What I really want to do is write a book. I want someone, someday to come up to me and say my writing positively influenced them. I want someone to say they enjoy reading the words I put on paper and they enjoy escaping into the fantasy world I created for them. I want someone to say my book is their favorite and I want someone to say my writing changed them in a positive way. I think of all the stories I read throughout the years that still stick with me, the books that moved me and inspired me and the little articles that made me cry because they spoke to me. I think of the powerful, award-winning columns I’ve read and the blog posts that start conversations. I want so badly to someday make one of those.

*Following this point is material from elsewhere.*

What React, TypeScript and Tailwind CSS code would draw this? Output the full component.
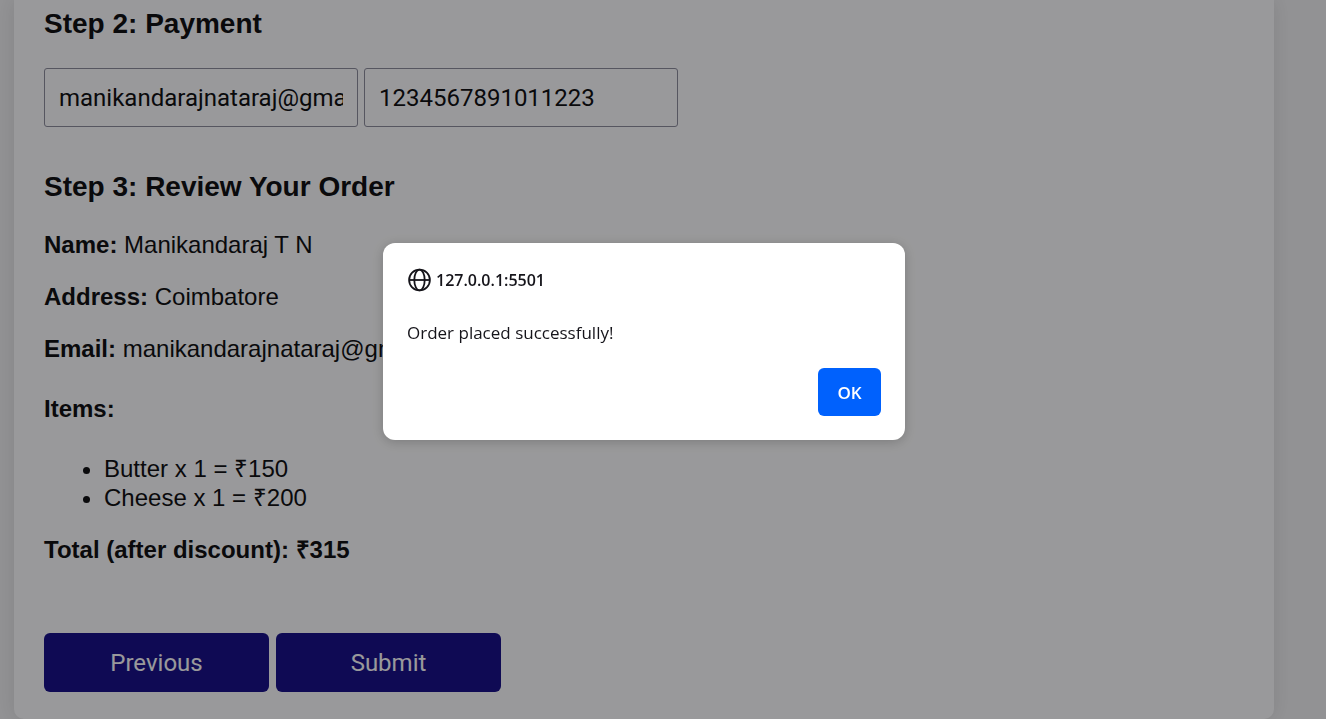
import { useState } from "react";

const items = [
  { name: "Butter", qty: 1, total: 150 },
  { name: "Cheese", qty: 1, total: 200 },
];

const controlFont = "font-[Roboto,sans-serif] text-2xl";
const fieldStyle =
  "h-[59px] w-[314px] rounded-[3px] border border-[#8f8f9d] bg-white px-[14px] text-[#111]";
const buttonStyle =
  "h-[59px] w-[225px] rounded-[6px] bg-[#191289] text-center text-white";

function GlobeIcon() {
  return (
    <svg
      viewBox="0 0 24 24"
      className="h-6 w-6 shrink-0"
      fill="none"
      stroke="currentColor"
      strokeWidth="1.8"
      aria-hidden="true"
    >
      <circle cx="12.5" cy="12" r="10.4" />
      <ellipse cx="12.5" cy="12" rx="5.2" ry="10.4" />
      <path d="M2.1 12h20.8" />
    </svg>
  );
}

function Detail({ label, value }: { label: string; value: string }) {
  return (
    <p>
      <strong>{label}:</strong> {value}
    </p>
  );
}

function AlertDialog({ onClose }: { onClose: () => void }) {
  return (
    <div className="fixed inset-0 flex items-start justify-center bg-[#000005]/40 pt-[243px] pr-[38px]">
      <div
        role="alertdialog"
        aria-modal="true"
        aria-labelledby="alert-origin"
        aria-describedby="alert-message"
        className="flex w-[522px] flex-col rounded-xl bg-white p-6 font-['Open_Sans',sans-serif] text-[17px] leading-6 text-[#15141a] shadow-[0_2px_12px_rgba(0,0,0,0.2)]"
      >
        <h2 id="alert-origin" className="flex items-center gap-[5px] pt-px text-base font-semibold">
          <GlobeIcon />
          127.0.0.1:5501
        </h2>
        <p id="alert-message" className="mt-[29px]">
          Order placed successfully!
        </p>
        <button
          type="button"
          onClick={onClose}
          className="mt-[23px] h-12 w-[63px] self-end rounded-[6px] bg-[#0061fd] pt-px font-semibold text-white"
        >
          OK
        </button>
      </div>
    </div>
  );
}

export default function App() {
  const [open, setOpen] = useState(true);

  return (
    <div className="min-h-screen bg-[#f4f4f4] pr-[52px] pl-[14px] font-['Liberation_Sans',Arial,sans-serif] text-2xl leading-7 text-[#111]">
      <form
        onSubmit={(event) => {
          event.preventDefault();
          setOpen(true);
        }}
        className="rounded-b-[10px] bg-white px-[30px] pt-2 pb-[27px] shadow-[0_0_20px_rgba(0,0,0,0.1)]"
      >
        <section>
          <h2 className="text-[28px] leading-8 font-bold">Step 2: Payment</h2>
          <div className="mt-7 flex gap-[6px]">
            <input
              type="email"
              aria-label="Email"
              defaultValue="manikandarajnataraj@gmail.com"
              className={`${fieldStyle} ${controlFont}`}
            />
            <input
              type="text"
              aria-label="Card number"
              defaultValue="1234567891011223"
              className={`${fieldStyle} ${controlFont}`}
            />
          </div>
        </section>

        <section className="mt-11">
          <h2 className="text-[28px] leading-8 font-bold">Step 3: Review Your Order</h2>
          <div className="mt-7 flex flex-col gap-6">
            <Detail label="Name" value="Manikandaraj T N" />
            <Detail label="Address" value="Coimbatore" />
            <Detail label="Email" value="manikandarajnataraj@gmail.com" />
          </div>
          <h3 className="mt-8 font-bold">Items:</h3>
          <ul className="mt-[31px] list-disc pl-[60px] leading-[29px]">
            {items.map((item) => (
              <li key={item.name}>
                {item.name} x {item.qty} = ₹{item.total}
              </li>
            ))}
          </ul>
          <p className="mt-6 font-bold">Total (after discount): ₹315</p>
        </section>

        <div className="mt-[69px] flex gap-[7px]">
          <button type="button" className={`${buttonStyle} ${controlFont}`}>
            Previous
          </button>
          <button type="submit" className={`${buttonStyle} ${controlFont}`}>
            Submit
          </button>
        </div>
      </form>
      {open && <AlertDialog onClose={() => setOpen(false)} />}
    </div>
  );
}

One of the first things we learn in the beginning reporting class here is that a journalist’s role is to tell a story. Sometimes we don’t get to make up the narrative of the stories we write, like with hard news, and sometimes we do, like with opinion columns. When I learned this, I smiled because I knew I was in the right field and I was pursuing the right career. I’ve always loved reading stories, and I quickly realized I someday wanted to tell my own. Although reporting is very different from writing a book, and winning a Pulitzer Prize is very different from landing on the New York Times Bestseller list, they both have the same basic nature. They both tell stories and they both impact people. I’ve been so lucky to get to tell so many stories already in my short two and a half years in school, and I’m thankful and excited to see how many more stories I can tell as my career is just beginning.